Qui si entra nell’indefinibile. Perchè è vero che «partita finisce quando arbitro fischia» come diceva Vujadin Boskov ma è pur vero che l’incontro chiude quando il recupero è esaurito. Ora, secondo Sky-tv, Balzaretti sarebbe rimasto a terra per due minuti e 7 secondi e quindi la partita doveva finire a 51’07’’. Ma qui bisognerebbe sapere se l’arbitro aveva annunciato altri 2 minuti di recupero oppure ha fermato il cronometro mentre il giocatore rosanero era a terra. Il rigore è stato fischiato verso i 51’04’’. E poi, ad esser giusti, questi calcoli andrebbero applicati a tutte le pause importanti della partita.
Il nodo è di etica calcistica: è giusto fischiare la fine della partita mentre un giocatore sta per segnare un gol? Questo problema è simile a quello della palla da buttar fuori quando c’è un avversario a terra. Il regolamento dice di continuare ma i giocatori pensano e, quasi sempre, fanno il contrario. È questo il calcio, una miscela di irrazionale e di regole, di consuetudini e di invenzioni sul momento, che lascia il massimo di discrezionalità all’arbitro, fino al punto di rifiutare ogni aiuto dalle tecnologie.
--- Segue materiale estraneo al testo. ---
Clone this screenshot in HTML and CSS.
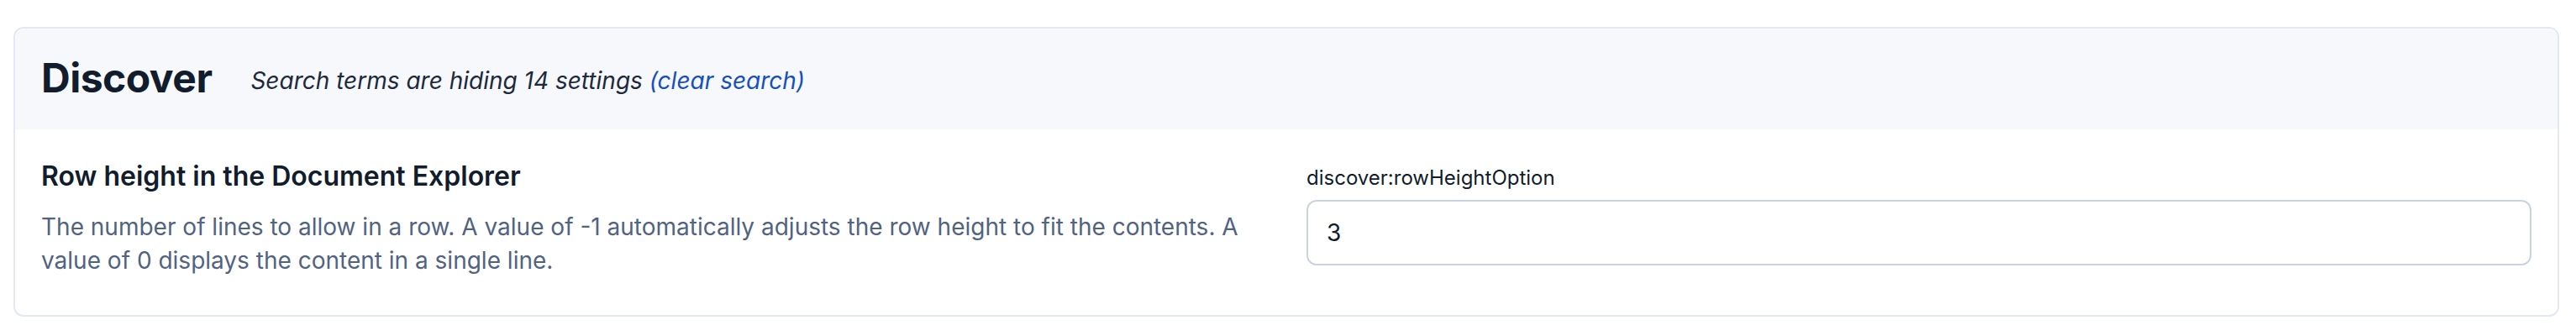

Così niente moviole o linee di porta elettroniche; niente durata perfetta, che poi sarebbe quello che si usa nel basket: ogni volta che la palla va fuori il cronometro viene fermato. È altro il calcio, dove anche la manfrina, la perdita di tempo, fa parte del mestiere di calciatore. La fine della partita è una decisione arbitrale ma anche... arbitraria.
Il Palermo aveva strameritato la vittoria. Il nostro cartellino (5 punti a gol, da 0 a 3 a ogni tiro secondo pericolosità) dà un finale di 20-14 (8-4 primo tempo) per i rosanero. Una squadra tanta sciupona in contropiede quanto sfortunata nel finale. Ma niente drammi. Su 38 partite spesso fortuna e malasuerte si livellano. Il futuro resta nei piedi dei giocatori.